Uwe era un alemán escurrido como una calada de cigarro. Durante una semana, era el encargado de llevarme desde Prado del Rey hasta Suryalila, un retiro espiritual en el que lo más trascendente era si la Coca-Cola podía servirse bien fría, y en el que tenía que impartir unas clases de español. Ante mis sospechas sobre por qué ese individuo con ojos de búho vivía en Prado del Rey, él me contaba, de manera entrecortada -pues su español era muy pobre- y con una ironía robada de cualquier tasca, que le gustaba la tranquilidad del pueblo y que estaba cansado del ajetreo de la gran ciudad. Tópico entre los tópicos. Sin embargo, nunca he llegado a comprender la manía de los habitantes de grandes urbes de dejarlo todo y mudarse a un pueblo.
Hay una serie que veo ahora donde un pueblo costero alejado de Nueva York es tan protagonista como los personajes que circulan en ella. En The affair, Montauk extiende sus brazos invisibles al cuello de sus habitantes. La asfixia parece ser calmada cuando Alison, su protagonista, acude al mar en busca de una música silenciosa que apacigüe tanto aullido. Pero el mar le bufa, ladra, maúlla y se la come viva. No es un pueblo todo lo apacible que deseamos. Los seres que viven en él son demasiado taciturnos, refugiados en los bares, con mucho tiempo libre. La palabrería circula por las aceras como un niño en bicicleta. Un pueblo nunca indulta la culpa. Un pueblo es Comala, Macondo, Sonora, donde la aridez del terreno influye tanto en el día a día de los habitantes como peinarse o abrocharse una camisa.
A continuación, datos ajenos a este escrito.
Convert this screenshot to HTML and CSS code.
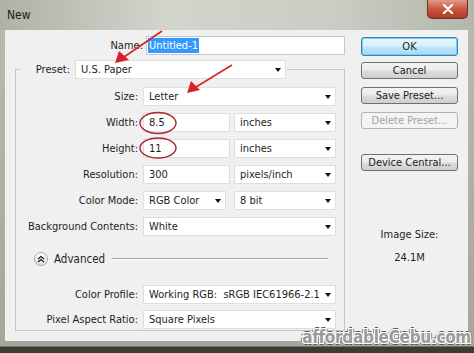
FILE: index.html
```html
<!DOCTYPE html>
<html lang="en">
<head>
    <meta charset="UTF-8">
    <title>New</title>
    <link rel="stylesheet" href="styles.css">
</head>
<body>
    <div class="window">
        <div class="titlebar">
            <span class="title">New</span>
            <div class="close">
                <svg width="12" height="10" viewBox="0 0 12 10"><path d="M2 1 L10 9 M10 1 L2 9" stroke="#fff" stroke-width="2.4" stroke-linecap="round"/></svg>
            </div>
        </div>

        <div class="client">
            <div class="main">
                <div class="name-row">
                    <label class="name-label">Name:</label>
                    <div class="name-field"><span class="sel">Untitled-1</span></div>
                </div>

                <fieldset class="preset">
                    <legend>
                        <div class="legend-inner">
                            <label class="legend-label">Preset:</label>
                            <div class="field select preset-select">U.S. Paper<i class="caret"></i></div>
                        </div>
                    </legend>

                    <div class="row first">
                        <label class="row-label">Size:</label>
                        <div class="field select wide">Letter<i class="caret"></i></div>
                    </div>
                    <div class="row">
                        <label class="row-label">Width:</label>
                        <div class="field num">8.5</div>
                        <div class="field select unit">inches<i class="caret"></i></div>
                    </div>
                    <div class="row">
                        <label class="row-label">Height:</label>
                        <div class="field num">11</div>
                        <div class="field select unit">inches<i class="caret"></i></div>
                    </div>
                    <div class="row">
                        <label class="row-label">Resolution:</label>
                        <div class="field num">300</div>
                        <div class="field select unit">pixels/inch<i class="caret"></i></div>
                    </div>
                    <div class="row">
                        <label class="row-label">Color Mode:</label>
                        <div class="field select mode">RGB Color<i class="caret"></i></div>
                        <div class="field select unit bits">8 bit<i class="caret"></i></div>
                    </div>
                    <div class="row">
                        <label class="row-label">Background Contents:</label>
                        <div class="field select wide">White<i class="caret"></i></div>
                    </div>

                    <div class="advanced">
                        <span class="adv-btn">
                            <svg width="8" height="8" viewBox="0 0 8 8"><path d="M1 4 L4 1.5 L7 4 M1 7 L4 4.5 L7 7" fill="none" stroke="#222" stroke-width="1.3"/></svg>
                        </span>
                        <span class="adv-text">Advanced</span>
                        <span class="adv-line"></span>
                    </div>

                    <div class="row profile">
                        <label class="row-label">Color Profile:</label>
                        <div class="field select wide">Working RGB:&nbsp; sRGB IEC61966-2.1<i class="caret"></i></div>
                    </div>
                    <div class="row tight">
                        <label class="row-label">Pixel Aspect Ratio:</label>
                        <div class="field select wide">Square Pixels<i class="caret"></i></div>
                    </div>
                </fieldset>
            </div>

            <div class="side">
                <button class="btn ok">OK</button>
                <button class="btn cancel">Cancel</button>
                <button class="btn">Save Preset...</button>
                <button class="btn" disabled>Delete Preset...</button>
                <button class="btn device">Device Central...</button>
                <div class="image-size">Image Size:</div>
                <div class="size-value">24.1M</div>
            </div>
        </div>
        <div class="bottom"></div>

        <!-- red marks drawn over the dialog -->
        <svg class="marks" width="474" height="353" viewBox="0 0 474 353">
            <g stroke="#d8222a" stroke-width="1.6" fill="none">
                <path d="M162 31 L124 57"/>
                <path d="M232 65 L196 87"/>
            </g>
            <g fill="#d8222a">
                <path d="M115 63 L119 51 L129 60 Z"/>
                <path d="M187 93 L191 81 L200 90 Z"/>
            </g>
            <g stroke="#a8282f" stroke-width="1.4" fill="none">
                <ellipse cx="158" cy="123" rx="18" ry="10.5"/>
                <ellipse cx="158" cy="148" rx="18" ry="10"/>
            </g>
        </svg>

        <div class="watermark">affordableCebu.com</div>
    </div>
</body>
</html>
```

FILE: styles.css
```css
* {
    box-sizing: border-box;
}

body {
    margin: 0;
    font-family: "DejaVu Sans Condensed", "DejaVu Sans", sans-serif;
    font-size: 11px;
    color: #1e1e1e;
}

.window {
    position: relative;
    width: 474px;
    height: 353px;
    background: linear-gradient(to bottom, #b9bcb1, #a3a699);
    overflow: hidden;
}

.titlebar {
    height: 30px;
    display: flex;
    justify-content: space-between;
    align-items: flex-start;
    padding-left: 7px;
    background: linear-gradient(to right, #aeb1a5, #d3d5cd 35%, #cacdc4 70%, #b3b6aa);
}

.title {
    margin-top: 8px;
    font-size: 12px;
    color: #1a1a1a;
}

.close {
    width: 41px;
    height: 19px;
    margin-right: 6px;
    display: flex;
    align-items: center;
    justify-content: center;
    border: 1px solid #6b3326;
    border-top: none;
    border-radius: 0 0 5px 5px;
    background: linear-gradient(to bottom, #e09a86, #c9563f 50%, #b03b25);
}

.client {
    display: flex;
    height: 311px;
    margin: 0 6px 0 5px;
    background: #f0f0f0;
}

.bottom {
    height: 12px;
    background: linear-gradient(to bottom, #a4a79a 0 5px, #3a3d34 6px);
}

/* left side */
.main {
    width: 347px;
    padding-top: 6px;
}

.name-row {
    display: flex;
    align-items: center;
    height: 19px;
}

.name-label {
    width: 138px;
    text-align: right;
}

.name-field {
    margin-left: 3px;
    width: 199px;
    height: 19px;
    padding: 1px 1px;
    background: #fff;
    border: 1px solid #c3c8ce;
}

.sel {
    display: inline-block;
    padding: 0 1px;
    line-height: 15px;
    background: #3399ff;
    color: #fff;
}

.preset {
    margin: 5px 0 0 10px;
    width: 330px;
    min-width: 0;
    padding: 0 8px 1px 4px;
    border: 1px solid #c6c6c6;
}

legend {
    padding: 0 1px 0 0;
}

.legend-inner {
    display: flex;
    align-items: center;
}

.legend-label {
    width: 50px;
    text-align: right;
    margin-right: 5px;
}

.field {
    height: 19px;
    display: flex;
    align-items: center;
    padding-left: 5px;
    background: #fff;
    border: 1px solid #dedede;
    white-space: nowrap;
}

.caret {
    margin-left: auto;
    margin-right: 4px;
    width: 0;
    height: 0;
    border-left: 3.5px solid transparent;
    border-right: 3.5px solid transparent;
    border-top: 4px solid #111;
}

.preset-select {
    width: 211px;
}

.row {
    display: flex;
    align-items: center;
    height: 19px;
    margin-top: 7px;
}

.row.first {
    margin-top: 8px;
}

.row.profile {
    margin-top: 16px;
}

.row.tight {
    margin-top: 6px;
}

.row-label {
    width: 118px;
    margin-right: 5px;
    text-align: right;
    white-space: nowrap;
}

.wide {
    width: 193px;
}

.num {
    width: 87px;
}

.unit {
    width: 102px;
    margin-left: 4px;
}

.mode {
    width: 83px;
}

.unit.bits {
    margin-left: 8px;
}

.advanced {
    display: flex;
    align-items: center;
    height: 20px;
    margin-top: 13px;
}

.adv-btn {
    margin-left: 14px;
    width: 14px;
    height: 14px;
    display: flex;
    align-items: center;
    justify-content: center;
    border: 1px solid #a9a9a9;
    border-radius: 50%;
    background: linear-gradient(#ffffff, #e2e2e2);
}

.adv-text {
    margin-left: 6px;
    font-size: 11.5px;
}

.adv-line {
    flex: 1;
    height: 2px;
    margin: 0 8px 0 7px;
    border-top: 1px solid #a2a2a2;
    border-bottom: 1px solid #fdfdfd;
}

/* right side */
.side {
    width: 116px;
    padding: 7px 0 0 9px;
    display: flex;
    flex-direction: column;
}

.btn {
    width: 97px;
    height: 17px;
    margin-top: 8px;
    padding: 0;
    font-family: inherit;
    font-size: 11px;
    line-height: 15px;
    color: #1e1e1e;
    text-align: center;
    border: 1px solid #707070;
    border-radius: 3px;
    background: linear-gradient(to bottom, #f3f3f3 0, #ebebeb 48%, #dcdcdc 52%, #cfcfcf 100%);
}

.btn.ok {
    height: 19px;
    margin-top: 0;
    border-color: #3c7fb1;
    box-shadow: inset 0 0 0 1px #6fd2f5;
    background: linear-gradient(to bottom, #eaf6fd 0, #d9f0fc 48%, #bee6fd 52%, #a7d9f5 100%);
}

.btn.cancel {
    margin-top: 6px;
}

.btn:disabled {
    color: #a3a3a3;
    border-color: #adb2b5;
    background: #f4f4f4;
}

.btn.device {
    margin-top: 25px;
}

.image-size {
    width: 97px;
    margin-top: 57px;
    line-height: 14px;
    text-align: center;
}

.size-value {
    width: 97px;
    margin-top: 9px;
    line-height: 14px;
    text-align: center;
}

.marks {
    position: absolute;
    left: 0;
    top: 0;
    pointer-events: none;
}

.watermark {
    position: absolute;
    right: 3px;
    bottom: 6px;
    font-family: "DejaVu Sans Condensed", "DejaVu Sans", sans-serif;
    font-weight: bold;
    font-size: 17px;
    letter-spacing: -0.3px;
    color: #9a9a9a;
    text-shadow:
        1px 0 0 #fff, -1px 0 0 #fff, 0 1px 0 #fff, 0 -1px 0 #fff,
        1px 1px 0 #fff, -1px -1px 0 #fff, 1px -1px 0 #fff, -1px 1px 0 #fff,
        2px 0 0 #555, -2px 0 0 #555, 0 2px 0 #555, 0 -2px 0 #555;
}
```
De mi pueblo, Arcos de la Frontera, dicen que es el que mayor número de poetas por metro cuadrado tiene. Quizás no les falte razón. Antonio Hernández, uno de los grandes poetas que ha crecido en estas paredes que hipan desconchones, y que ostenta un currículo literario que ya quisieran muchos, afirmaba sin vergüenza ninguna en una entrevista concedida en el año 89: «Yo ni siquiera soy el mejor poeta de mi pueblo». Quien sea forastero, y analice el historial de Hernández, probablemente advierta en las palabras del escritor cierto afán de falsa modestia. Sin embargo, ese individuo estaría muy lejos de la realidad. En Arcos cada poeta que se atreve a jugar entre asonancias y metros, hinca una rodilla en el suelo y se signa cuando se menciona a Julio Mariscal.
Las calles de Arcos son motivo de metáfora en innumerables ocasiones en las obras de mis paisanos. Pepa Caro, una de los muchos poetas que tenemos, incluso dedica un poemario entero a hablar de ellas. En Las calles de la lluvia, el agua aparece como una melena con cuchillas dentro. Ni el verso manso y lento es capaz de aquietar tanto aguacero. «Nadie quería la lluvia / en esta calle. Nadie», dicen algunos versos. De nuevo el lugar donde naces como tenaza de las ansias. Las calles de Arcos se desdoblan y te hacen nudos en el cuerpo, te llevan al fango cuando te descuidas. Las calles de Arcos «ahora son olvido, / desdibujado perfil, / tierra ya moribunda / que no aviva la sangre», nos recuerda de nuevo Pepa Caro. Y también está la estrechez, que aprieta. Con sus raras geometrías las calles te acercan a la niebla y quién sabe si a la muerte. «Dan ganas de arrimarse a alguien / y hay espanto, / un espanto blando y muy secreto / que prefiere correr hacia lo oscuro», nos dice Mª Jesús Ortega en su poemario Toque de arrebato. Podría contaros miles de versos sobre las calles de mi pueblo, pero las palabras llegan al límite. Seguramente en Tokio, Nueva York, Madrid, haya alguien queriéndose introducir en la paz de un pueblo, engañados, quizás, por haber perdido dos o tres veces el metro. Otros, en cambio, anhelamos el sonido de los coches cabalgando por las avenidas.